ALSO HAVE A SET OF 14S THE SAME WAY AND SAME PRICE


----------



## OH MY GOD 86 (Jun 7, 2006)

FREAKY TALES said:


> JUST AS THE TITLE SAYS, BRAND NEW XLACED WHEELS WITH KOS AND ADAPTERS, 1300 OR 1450 WITH LOCKING KOS


----------



## FREAKY TALES (Nov 27, 2006)

NEW PRICE, 1200 WITH HEX FACE KOS AND 1350 WITH LOCKING KOS


----------



## FREAKY TALES (Nov 27, 2006)

OR 1350 WITH GOLD DAYTON KOS


----------



## *ROADSTAR* (Sep 16, 2010)

ttt....


----------



## FREAKY TALES (Nov 27, 2006)

GOT 13S AND 14S CROSSED LACE WHLS, EITHER OR SAME PRICE


----------



## FREAKY TALES (Nov 27, 2006)

MIGHT CONSIDER TRADES FOR 13S STRAIGHT LACE CHROME DAYTONS 72 SPKS IN THE SAME COND


----------



## DanielDucati (Jan 11, 2007)

Hmmmmm.............:nicoderm:


FREAKY TALES said:


> MIGHT CONSIDER TRADES FOR 13S STRAIGHT LACE CHROME DAYTONS 72 SPKS IN THE SAME COND


----------



## hoppin62 (Aug 19, 2007)

Very nice wheels.. Seen them in person, buyer will NOT be disappointed! :thumbsup:


----------



## FREAKY TALES (Nov 27, 2006)

hoppin62 said:


> Very nice wheels.. Seen them in person, buyer will NOT be disappointed! :thumbsup:


thanks sammy!! cant go wrong with some triple plated brand new wheels at a real good price


----------



## touchdowntodd (Jun 4, 2007)

bump for the BEST wheel man on LIL ...


----------



## FREAKY TALES (Nov 27, 2006)

touchdowntodd said:


> bump for the BEST wheel man on LIL ...


thanks big dogg, thats still not gonna get you a discount


----------



## StreetNShow (Sep 1, 2010)

FREAKY TALES said:


> GOT 13S AND 14S CROSSED LACE WHLS, EITHER OR SAME PRICE


I would love to roll some 13s crossed laced on my 63....dammit I really need to finish the fleetwood :twak: :angry: Good luck on the sale homie


----------



## *ROADSTAR* (Sep 16, 2010)

I still have my two wheels an seven cno's.. Sup?? TXT OR PM


----------



## FREAKY TALES (Nov 27, 2006)

TTT


----------



## *ROADSTAR* (Sep 16, 2010)

Originally Posted by *touchdowntodd*  
bump for the BEST wheel man on LIL ...




thanks big dogg, thats still not gonna get you a discount 

:rofl::roflmao:


----------



## *ROADSTAR* (Sep 16, 2010)

ttt


----------



## FREAKY TALES (Nov 27, 2006)

*ROADSTAR*ROBINSON said:


> ttt


thanks for the bump, but no mercy for you either


----------



## *ROADSTAR* (Sep 16, 2010)

FREAKY TALES said:


> thanks for the bump, but no mercy for you either


uffin::420::420::420::biggrin:


----------



## FREAKY TALES (Nov 27, 2006)

I'M DOWN TO MY LAST SET OF 13" CROSSED LACED WHLS AND IT'LL PROBABLY BE THE LAST ONE I GET DONE FOR A BIG WHILE. THANKS TO THOSE THAT PURCHASED A SET OF XLACED WHLS OFF ME.


----------



## implala66 (Aug 24, 2005)

FREAKY TALES said:


> I'M DOWN TO MY LAST SET OF 13" CROSSED LACED WHLS AND IT'LL PROBABLY BE THE LAST ONE I GET DONE FOR A BIG WHILE. THANKS TO THOSE THAT PURCHASED A SET OF XLACED WHLS OFF ME.

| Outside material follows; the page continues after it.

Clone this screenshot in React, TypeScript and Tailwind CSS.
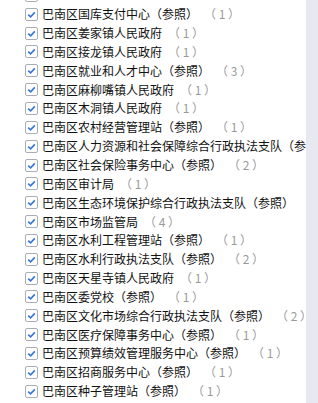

 this are not good news  .............


----------



## FREAKY TALES (Nov 27, 2006)

implala66 said:


> this are not good news  .............


well hurry up and buy!!!


----------



## FREAKY TALES (Nov 27, 2006)

tic toc


----------



## 83kaddy (Jun 28, 2007)

These are really nice wheels,I bought a set and am very happy with them plus Jesus is a good guy to do business with.


----------



## FREAKY TALES (Nov 27, 2006)

83kaddy said:


> These are really nice wheels,I bought a set and am very happy with them plus Jesus is a good guy to do business with.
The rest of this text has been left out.